%%

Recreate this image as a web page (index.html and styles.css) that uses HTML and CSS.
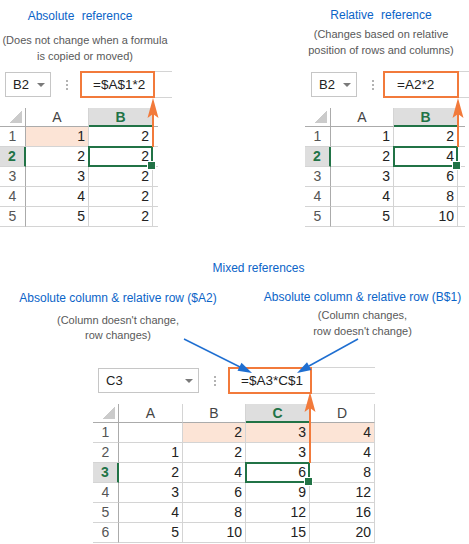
FILE: index.html
```html
<!DOCTYPE html>
<html lang="en">
<head>
    <meta charset="UTF-8">
    <title>Absolute, relative and mixed references</title>
    <link rel="stylesheet" href="styles.css">
</head>
<body>
<div class="page">
    <section class="top">
        <div class="panel panel-abs">
            <div class="caption">
                <h2 class="title">Absolute reference</h2>
                <p class="note">(Does not change when a formula<br>is copied or moved)</p>
            </div>
            <div class="sheet">
                <div class="bar">
                    <div class="namebox">B2<span class="caret"></span></div>
                    <div class="dots"></div>
                    <div class="fbar"><div class="formula">=$A$1*2</div></div>
                </div>
                <div class="grid grid-abs">
                    <div class="corner"></div><div class="ch">A</div><div class="ch sel-col">B</div><div class="ch x"></div>
                    <div class="rh">1</div><div class="c peach">1</div><div class="c">2</div><div class="x"></div>
                    <div class="rh sel-row">2</div><div class="c">2</div><div class="c active">2</div><div class="x"></div>
                    <div class="rh">3</div><div class="c">3</div><div class="c">2</div><div class="x"></div>
                    <div class="rh">4</div><div class="c">4</div><div class="c">2</div><div class="x"></div>
                    <div class="rh">5</div><div class="c">5</div><div class="c">2</div><div class="x"></div>
                </div>
            </div>
        </div>

        <div class="panel panel-rel">
            <div class="caption">
                <h2 class="title">Relative reference</h2>
                <p class="note">(Changes based on relative<br>position of rows and columns)</p>
            </div>
            <div class="sheet">
                <div class="bar">
                    <div class="namebox">B2<span class="caret"></span></div>
                    <div class="dots"></div>
                    <div class="fbar"><div class="formula">=A2*2</div></div>
                </div>
                <div class="grid grid-rel">
                    <div class="corner"></div><div class="ch">A</div><div class="ch sel-col">B</div><div class="ch x"></div>
                    <div class="rh">1</div><div class="c">1</div><div class="c">2</div><div class="x"></div>
                    <div class="rh sel-row">2</div><div class="c">2</div><div class="c active">4</div><div class="x"></div>
                    <div class="rh">3</div><div class="c">3</div><div class="c">6</div><div class="x"></div>
                    <div class="rh">4</div><div class="c">4</div><div class="c">8</div><div class="x"></div>
                    <div class="rh">5</div><div class="c">5</div><div class="c">10</div><div class="x"></div>
                </div>
            </div>
        </div>
    </section>

    <section class="mixed">
        <h2 class="title mixed-title">Mixed references</h2>
        <div class="mixed-notes">
            <div class="mcap mcap-left">
                <h3 class="title">Absolute column &amp; relative row ($A2)</h3>
                <p class="note">(Column doesn't change,<br>row changes)</p>
            </div>
            <div class="mcap mcap-right">
                <h3 class="title">Absolute column &amp; relative row (B$1)</h3>
                <p class="note">(Column changes,<br>row doesn't change)</p>
            </div>
        </div>
        <div class="sheet sheet-mixed">
            <div class="bar">
                <div class="namebox">C3<span class="caret"></span></div>
                <div class="dots"></div>
                <div class="fbar"><div class="formula">=$A3*C$1</div></div>
            </div>
            <div class="grid grid-mixed">
                <div class="corner"></div><div class="ch">A</div><div class="ch">B</div><div class="ch sel-col">C</div><div class="ch">D</div>
                <div class="rh">1</div><div class="c"></div><div class="c peach">2</div><div class="c peach">3</div><div class="c peach">4</div>
                <div class="rh">2</div><div class="c">1</div><div class="c">2</div><div class="c">3</div><div class="c">4</div>
                <div class="rh sel-row">3</div><div class="c">2</div><div class="c">4</div><div class="c active">6</div><div class="c">8</div>
                <div class="rh">4</div><div class="c">3</div><div class="c">6</div><div class="c">9</div><div class="c">12</div>
                <div class="rh">5</div><div class="c">4</div><div class="c">8</div><div class="c">12</div><div class="c">16</div>
                <div class="rh">6</div><div class="c">5</div><div class="c">10</div><div class="c">15</div><div class="c">20</div>
            </div>
        </div>
    </section>

    <!-- callout arrows drawn over the sheets -->
    <svg class="arrows" width="469" height="544" viewBox="0 0 469 544">
        <g stroke="#f27a3b" stroke-width="2">
            <line x1="153" y1="147" x2="153" y2="112"/>
            <line x1="458" y1="147" x2="458" y2="112"/>
            <line x1="310" y1="463" x2="310" y2="406"/>
        </g>
        <g fill="#f27a3b">
            <polygon points="153,98 158.5,118 153,114 147.5,118"/>
            <polygon points="458,98 463.5,118 458,114 452.5,118"/>
            <polygon points="310,392 315.5,412 310,408 304.5,412"/>
        </g>
        <g stroke="#1f6fd1" stroke-width="1.5">
            <line x1="184" y1="339" x2="240" y2="367"/>
            <line x1="358" y1="339" x2="309" y2="366"/>
        </g>
        <g fill="#1f6fd1">
            <polygon points="252,373 237.5,370.7 241.5,362.7"/>
            <polygon points="297,373 307,362.3 311.4,370.1"/>
        </g>
    </svg>
</div>
</body>
</html>
```

FILE: styles.css
```css
* {
    box-sizing: border-box;
}
body {
    margin: 0;
    font-family: "Liberation Sans", Arial, sans-serif;
    background: #fff;
}
.page {
    position: relative;
    width: 469px;
    height: 544px;
    overflow: hidden;
}

/* captions */
.title {
    margin: 0;
    font-size: 12px;
    font-weight: normal;
    line-height: 16px;
    color: #0b64c8;
    white-space: nowrap;
}
.note {
    margin: 0;
    font-size: 11px;
    line-height: 16px;
    color: #595959;
    white-space: nowrap;
}

/* top row: absolute + relative */
.top {
    display: flex;
    justify-content: space-between;
    height: 227px;
}
.panel-abs {
    width: 172px;
}
.panel-rel {
    width: 164px;
}
.caption {
    height: 71px;
    text-align: center;
}
.caption .title {
    word-spacing: 4px;
}
.panel-abs .caption {
    width: 170px;
    padding-top: 8px;
}
.panel-abs .title {
    padding-right: 10px;
}
.panel-abs .note {
    margin-top: 8px;
}
.panel-rel .caption {
    width: 152px;
    padding-top: 7px;
}
.panel-rel .note {
    margin-top: 3px;
}

/* formula bar */
.bar {
    display: flex;
    align-items: center;
    height: 27px;
    padding-left: 5px;
    color: #222;
}
.namebox {
    display: flex;
    align-items: center;
    justify-content: space-between;
    width: 46px;
    height: 25px;
    padding: 0 5px 0 7px;
    border: 1px solid #c6c6c6;
    font-size: 13px;
}
.caret {
    border-left: 4px solid transparent;
    border-right: 4px solid transparent;
    border-top: 4px solid #7a7a7a;
}
.dots {
    width: 2px;
    height: 10px;
    margin: 0 12px 0 15px;
    background: repeating-linear-gradient(#b3b3b3 0 2px, transparent 2px 4px);
}
.fbar {
    flex: 1;
    display: flex;
    height: 27px;
    border-top: 1px solid #d4d4d4;
    border-bottom: 1px solid #d4d4d4;
}
.formula {
    width: 75px;
    height: 27px;
    margin: -1px 0;
    padding-left: 11px;
    border: 2px solid #f27a3b;
    font-size: 13.5px;
    line-height: 23px;
}
.panel-rel .bar {
    padding-left: 6px;
}
.panel-rel .dots {
    margin-right: 9px;
}
.panel-rel .formula {
    width: 76px;
    padding-left: 12px;
}

/* grids */
.grid {
    display: grid;
    margin-top: 10px;
    font-size: 14px;
    color: #222;
}
.grid > div {
    border-right: 1px solid #d4d4d4;
    border-bottom: 1px solid #d4d4d4;
}
.grid-abs {
    width: 158px;
    grid-template-columns: 26px 63px 64px 5px;
    grid-template-rows: 19px repeat(5, 20px);
}
.grid-rel {
    width: 160px;
    grid-template-columns: 26px 63px 64px 7px;
    grid-template-rows: 19px repeat(5, 20px);
}
.grid-mixed {
    width: 282px;
    grid-template-columns: 26px 64px 63px 64px 65px;
    grid-template-rows: 19px repeat(6, 20px);
}
.grid .corner {
    border-right-color: #ababab;
    border-bottom-color: #ababab;
    background: linear-gradient(135deg, transparent 50%, #cbcbcb 50%) no-repeat right 3px bottom 3px / 13px 12px;
}
.grid .ch {
    text-align: center;
    line-height: 18px;
    color: #444;
    border-bottom-color: #ababab;
}
.grid .rh {
    text-align: center;
    line-height: 19px;
    color: #555;
    border-right-color: #ababab;
}
.grid .x {
    border-right: none;
}
.c {
    text-align: right;
    padding-right: 3px;
    line-height: 19px;
}
.peach {
    background: #fce4d6;
}
.grid .sel-col {
    background: #dedede;
    color: #217346;
    font-weight: bold;
    border-bottom: 2px solid #217346;
}
.grid .sel-row {
    background: #dedede;
    color: #217346;
    font-weight: bold;
    border-right: 2px solid #217346;
}
.active {
    position: relative;
}
.active::after {
    content: "";
    position: absolute;
    left: -1px;
    top: -1px;
    right: -1px;
    bottom: -1px;
    border: 2px solid #217346;
}
.active::before {
    content: "";
    position: absolute;
    right: -4px;
    bottom: -4px;
    width: 7px;
    height: 7px;
    background: #217346;
    border: 1px solid #fff;
    z-index: 1;
}

/* mixed references */
.mixed {
    height: 317px;
}
.mixed-title {
    margin-top: 33px;
    padding-left: 48px;
    text-align: center;
}
.mixed-notes {
    display: flex;
    height: 91px;
    text-align: center;
}
.mcap-left {
    width: 236px;
    padding-top: 14px;
}
.mcap-left .note {
    margin-top: 7px;
    line-height: 15px;
}
.mcap-right {
    width: 233px;
    padding: 13px 0 0 20px;
}
.mcap-right .note {
    margin-top: 2px;
}
.sheet-mixed {
    width: 282px;
    margin-left: 93px;
}
.sheet-mixed .namebox {
    width: 101px;
}
.sheet-mixed .formula {
    width: 84px;
    padding-left: 11px;
}

.arrows {
    position: absolute;
    left: 0;
    top: 0;
    pointer-events: none;
}
```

%%

- **Exercise prompt**: Review the preceding data and report every line that includes the string "index".

- **Worked answer**:
Recreate this image as a web page (index.html and styles.css) that uses HTML and CSS.
FILE: index.html
    z-index: 1;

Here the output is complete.